Arbitration can offer faster resolution, confidentiality, and finality for commercial disputes, while litigation provides broader discovery tools and may be preferable when precedent or injunctive relief is critical. Choose a method after weighing enforceability in the relevant jurisdictions and the anticipated nature of disputes. Many contracts use staged dispute resolution, starting with negotiation or mediation followed by arbitration if unresolved, balancing the desire to preserve relationships with the need for an enforceable final remedy when other methods fail.
Supplier contracts should be reviewed periodically, especially when market conditions shift, regulatory changes occur, or the supplier relationship becomes strategically important. Annual reviews for key suppliers and event-driven reviews after supply disruptions or corporate transactions help ensure terms remain current and protective. Frequent review cycles reduce the risk of encountering outdated clauses during crises and enable proactive updates to pricing mechanisms, warranty periods, and compliance obligations that reflect evolving business realities and legal requirements.

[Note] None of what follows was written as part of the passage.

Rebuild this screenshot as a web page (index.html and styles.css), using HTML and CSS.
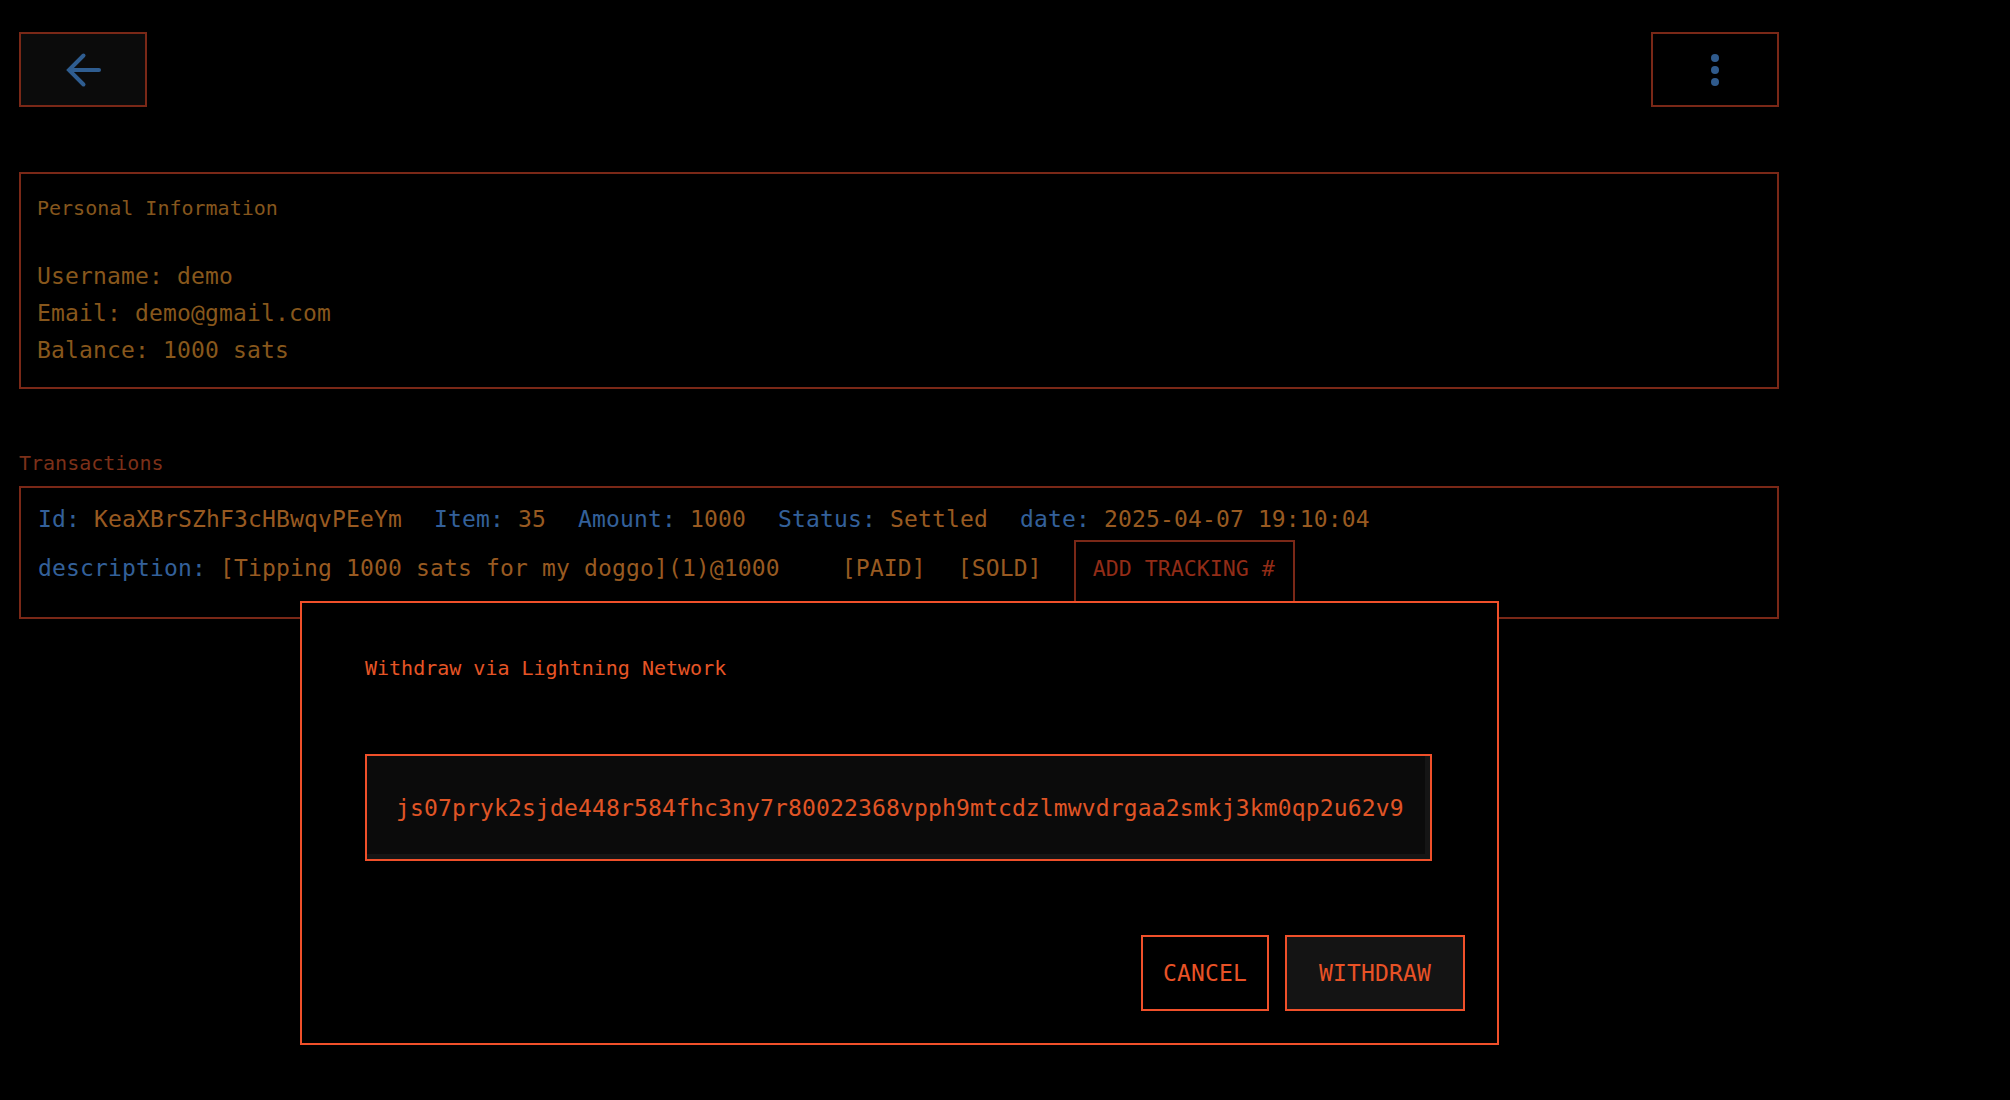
FILE: index.html
```html
<!DOCTYPE html>
<html lang="en">
<head>
<meta charset="utf-8">
<title>Account</title>
<link rel="stylesheet" href="styles.css">
</head>
<body>
<div class="page">
  <header class="topbar">
    <button class="icon-btn back-btn" aria-label="Back">
      <svg width="36" height="36" viewBox="0 0 36 36" fill="none" stroke="#2f5d90" stroke-width="4" stroke-linecap="round" stroke-linejoin="miter">
        <path d="M34 18H5"/>
        <path d="M18.5 3.5 4 18 18.5 32.5"/>
      </svg>
    </button>
    <button class="icon-btn menu-btn" aria-label="More">
      <span class="dot"></span><span class="dot"></span><span class="dot"></span>
    </button>
  </header>

  <section class="card info-card">
    <h2 class="card-title">Personal Information</h2>
    <div class="info-line">Username: demo</div>
    <div class="info-line">Email: demo@gmail.com</div>
    <div class="info-line">Balance: 1000 sats</div>
  </section>

  <h3 class="section-label">Transactions</h3>
  <section class="card tx-card">
    <div class="tx-row">
      <span><span class="k">Id:</span> <span class="v">KeaXBrSZhF3cHBwqvPEeYm</span></span>
      <span><span class="k">Item:</span> <span class="v">35</span></span>
      <span><span class="k">Amount:</span> <span class="v">1000</span></span>
      <span><span class="k">Status:</span> <span class="v">Settled</span></span>
      <span><span class="k">date:</span> <span class="v">2025-04-07 19:10:04</span></span>
    </div>
    <div class="tx-row tx-row-2">
      <span class="desc"><span class="k">description:</span> <span class="v">[Tipping 1000 sats for my doggo](1)@1000</span></span>
      <span class="v">[PAID]</span>
      <span class="v">[SOLD]</span>
      <button class="track-btn">ADD TRACKING #</button>
    </div>
  </section>
</div>

<div class="modal" role="dialog">
  <div class="modal-title">Withdraw via Lightning Network</div>
  <input class="invoice" type="text" readonly value="js07pryk2sjde448r584fhc3ny7r80022368vpph9mtcdzlmwvdrgaa2smkj3km0qp2u62v9">
  <div class="modal-actions">
    <button class="m-btn cancel">CANCEL</button>
    <button class="m-btn withdraw">WITHDRAW</button>
  </div>
</div>
</body>
</html>
```

FILE: styles.css
```css
* { box-sizing: border-box; }

html, body {
  margin: 0;
  padding: 0;
  background: #000;
}

body {
  font-family: "DejaVu Sans Mono", "Liberation Mono", monospace;
  color: #8a581d;
  width: 2010px;
  height: 1100px;
  overflow: hidden;
}

.page {
  width: 1779px;
  padding: 32px 0 0 19px;
}

.topbar {
  display: flex;
  justify-content: space-between;
  height: 75px;
}

.icon-btn {
  width: 128px;
  height: 75px;
  border: 2px solid #7a2817;
  background: #000;
  padding: 0;
  margin: 0;
  display: flex;
  align-items: center;
  justify-content: center;
  cursor: pointer;
}

.back-btn { background: #0b0b0b; }

.back-btn svg { display: block; }

.menu-btn {
  flex-direction: column;
  gap: 4px;
}

.dot {
  width: 8px;
  height: 8px;
  border-radius: 50%;
  background: #2f5a8c;
  display: block;
}

.card {
  border: 2px solid #7a2817;
}

.info-card {
  margin-top: 65px;
  padding: 22px 16px 18px 16px;
  height: 217px;
}

.card-title {
  margin: 0 0 38px 0;
  font-weight: normal;
  font-size: 20px;
  line-height: 24px;
  color: #85561d;
}

.info-line {
  font-size: 23px;
  line-height: 37px;
  letter-spacing: 0.15px;
  color: #87571c;
}

.section-label {
  margin: 62px 0 11px 0;
  font-weight: normal;
  font-size: 20px;
  line-height: 24px;
  color: #7c3019;
}

.tx-card {
  padding: 17px 16px 13px 17px;
  height: 133px;
}

.tx-row {
  display: flex;
  gap: 32px;
  font-size: 23px;
  line-height: 28px;
  letter-spacing: 0.15px;
  white-space: pre;
}

.tx-row-2 {
  margin-top: 7px;
  align-items: baseline;
}

.desc { margin-right: 30px; }

.k { color: #33609a; }
.v { color: #985a21; }

.track-btn {
  font-family: inherit;
  font-size: 21.6px;
  line-height: 26px;
  color: #922c17;
  background: #000;
  border: 2px solid #7a2817;
  padding: 14px 18px 20px 17px;
  margin: 0;
  letter-spacing: 0;
}

.modal {
  position: fixed;
  left: 300px;
  top: 601px;
  width: 1199px;
  height: 444px;
  border: 2px solid #f0502a;
  background: #000;
  padding: 53px 32px 32px 63px;
}

.modal-title {
  font-size: 20px;
  line-height: 24px;
  color: #e65526;
}

.invoice {
  display: block;
  margin-top: 74px;
  width: 1067px;
  height: 107px;
  border: 2px solid #f0502a;
  background: #0b0b0b;
  box-shadow: inset -5px -5px 0 #151515;
  color: #e05526;
  font-family: inherit;
  font-size: 23px;
  letter-spacing: 0.15px;
  padding: 0 0 0 29px;
  outline: none;
}

.modal-actions {
  margin-top: 74px;
  display: flex;
  justify-content: flex-end;
  gap: 16px;
}

.m-btn {
  font-family: inherit;
  font-size: 23px;
  line-height: 28px;
  letter-spacing: 0.15px;
  height: 76px;
  border: 2px solid #f0502a;
  color: #e85226;
  margin: 0;
  cursor: pointer;
}

.cancel {
  width: 128px;
  padding: 22px 0;
  background: #000;
}

.withdraw {
  width: 180px;
  padding: 22px 0;
  background: #141414;
}
```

Protect intellectual property by including clear ownership clauses, licensing terms, and confidentiality obligations that limit the supplier’s use and disclosure of proprietary information. Define permitted uses, residual rights, and return or destruction obligations for confidential materials to prevent misuse or unintended dissemination. Also include representations regarding non-infringement, procedures for handling third-party IP claims, and indemnities where appropriate. Tailored IP clauses reduce the risk of losing control over valuable designs, processes, or trade secrets supplied during the relationship.